2016 New Zealand budget
- Submitted by: Bill English
- Presented: 26 May 2016
- Country: New Zealand
- Parliament: Parliament of New Zealand
- Party: National
- Total revenue: $78.5b
- Total expenditures: $77.4b
- Surplus: $1.1b
- Debt: $62.3b net debt 24.9% net debt to GDP
- Website: www.treasury.govt.nz/budget/2016

= 2016 New Zealand budget =

The New Zealand budget for fiscal year 2016/17 was presented to the New Zealand House of Representatives by Finance Minister Bill English on 26 May 2016. It was the eighth budget English has presented as Minister of Finance, and the eighth budget of the Fifth National Government.

==Breakdown by sector==

===Economic Development and Infrastructure===
- $22.2 million over four years to increase national cyber security, including establishing a new government agency to assist in detecting and responding to cyber security threats.
- $20 million over four years to the tourism sector, to fund small infrastructure projects to cope with increasing tourist numbers and to target growing tourism markets.

===Education===
- $15.3 million over four years to provide extra teacher aide support for students with special needs.

===Health===
- $39 million extra funding in 2016/17 and $124 million over four years to increase Pharmac's annual pharmaceutical budget.

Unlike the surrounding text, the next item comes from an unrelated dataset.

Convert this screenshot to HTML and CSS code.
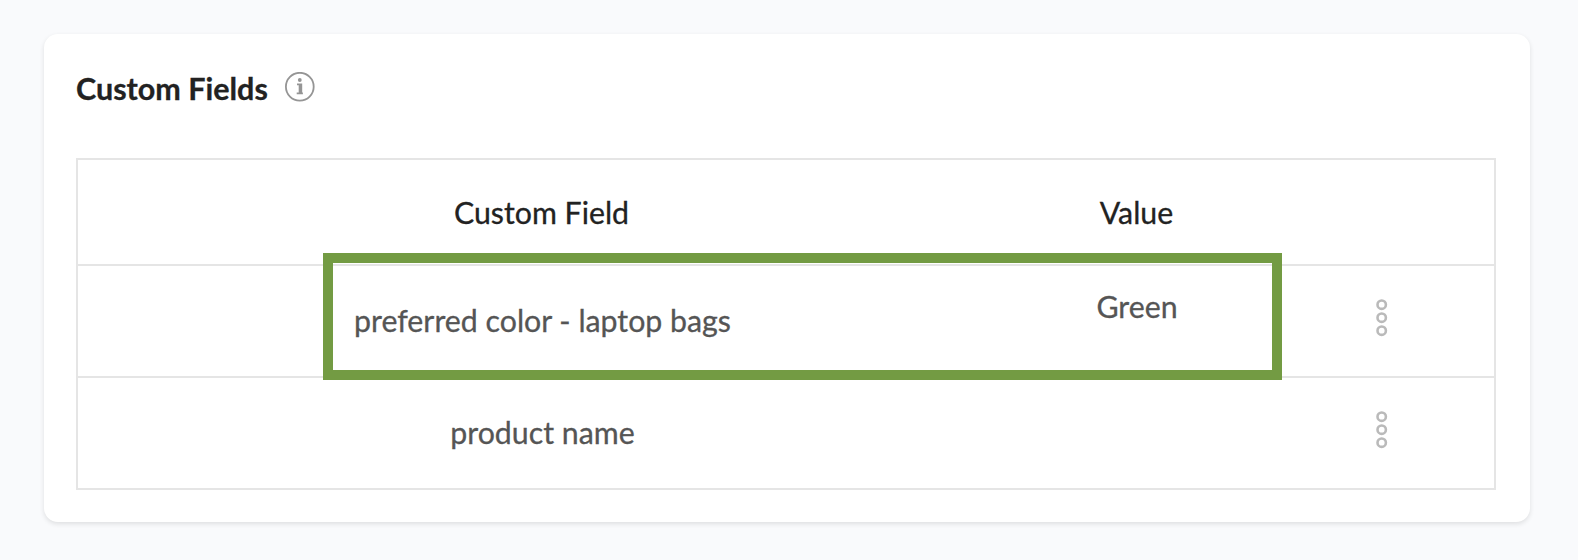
FILE: index.html
```html
<!DOCTYPE html>
<html lang="en">
<head>
<meta charset="utf-8">
<title>Custom Fields</title>
<link rel="stylesheet" href="styles.css">
</head>
<body>
<section class="card">
  <header class="card-header">
    <h2 class="title">Custom Fields</h2>
    <svg class="info" viewBox="0 0 30 30" width="30" height="30" fill="none" aria-label="Info">
      <circle cx="14.8" cy="14.7" r="13.9" stroke="#959595" stroke-width="1.8"/>
      <circle cx="14.8" cy="8" r="1.9" fill="#959595"/>
      <path d="M12 12.4h4.3v9M11.7 21.4h6.2" stroke="#959595" stroke-width="1.8"/>
      <path d="M15.1 12v9.3" stroke="#959595" stroke-width="2.8"/>
    </svg>
  </header>
  <div class="table">
    <div class="row row-head">
      <div class="cell"><span class="label">Custom Field</span></div>
      <div class="cell"><span class="label">Value</span></div>
      <div class="cell"></div>
    </div>
    <div class="row">
      <div class="cell cell-name"><span class="label">preferred color - laptop bags</span></div>
      <div class="cell cell-value"><span class="label">Green</span></div>
      <div class="cell cell-menu">
        <svg width="12" height="38" viewBox="0 0 12 38" fill="none" stroke="#bababa" stroke-width="2.6">
          <circle cx="5.7" cy="5.7" r="4.2"/><circle cx="5.7" cy="18.7" r="4.2"/><circle cx="5.7" cy="31.7" r="4.2"/>
        </svg>
      </div>
    </div>
    <div class="row">
      <div class="cell cell-name"><span class="label">product name</span></div>
      <div class="cell cell-value"></div>
      <div class="cell cell-menu">
        <svg width="12" height="38" viewBox="0 0 12 38" fill="none" stroke="#bababa" stroke-width="2.6">
          <circle cx="5.7" cy="5.7" r="4.2"/><circle cx="5.7" cy="18.7" r="4.2"/><circle cx="5.7" cy="31.7" r="4.2"/>
        </svg>
      </div>
    </div>
    <div class="highlight"></div>
  </div>
</section>
</body>
</html>
```

FILE: styles.css
```css
* { box-sizing: border-box; }

body {
  margin: 0;
  height: 560px;
  padding: 34px 48px 38px 44px;
  background: #f9fafc;
  font-family: Lato, sans-serif;
  font-size: 30.3px;
  line-height: 36px;
  color: #555;
  -webkit-text-stroke: 0.3px currentColor;
}

.card {
  height: 488px;
  padding: 32px 34px 32px 32px;
  background: #fff;
  border-radius: 14px;
  box-shadow: 0 2px 5px rgba(0, 0, 0, 0.11);
}

.card-header {
  display: flex;
  align-items: flex-start;
  gap: 17px;
  height: 92px;
}

.title {
  margin: 4px 0 0;
  font-size: 30.5px;
  font-weight: 700;
  line-height: 36px;
  color: #222;
}

.info { margin-top: 6px; }

.table {
  position: relative;
  border: 2px solid #e5e5e5;
}

.row {
  display: grid;
  grid-template-columns: 927px 263px 1fr;
  height: 112px;
  border-top: 2px solid #e5e5e5;
}

.row-head {
  height: 104px;
  border-top: 0;
  color: #222;
}

.cell {
  display: flex;
  align-items: center;
  justify-content: center;
}

.cell-name { padding: 0 0 2px 2px; }

.cell-value { padding: 0 0 30px 1px; }

.cell-menu { padding: 0 0 7px 1px; }

.label { white-space: nowrap; }

/* Callout frame drawn over the preferred color row */
.highlight {
  position: absolute;
  top: 93px;
  left: 245px;
  width: 959px;
  height: 127px;
  border: 10px solid #739b43;
}
```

===Māori, Other Populations and Cultural===
- $303 million over five years to combine the New Zealand Fire Service, the National Rural Fire Authority and rural fire authorities into one organisation.
- $12.6 million over four years to the Māori Housing Network for Māori housing projects.

===Social Development and Housing===
- $41.1 million over four years to provide for 3000 emergency housing places.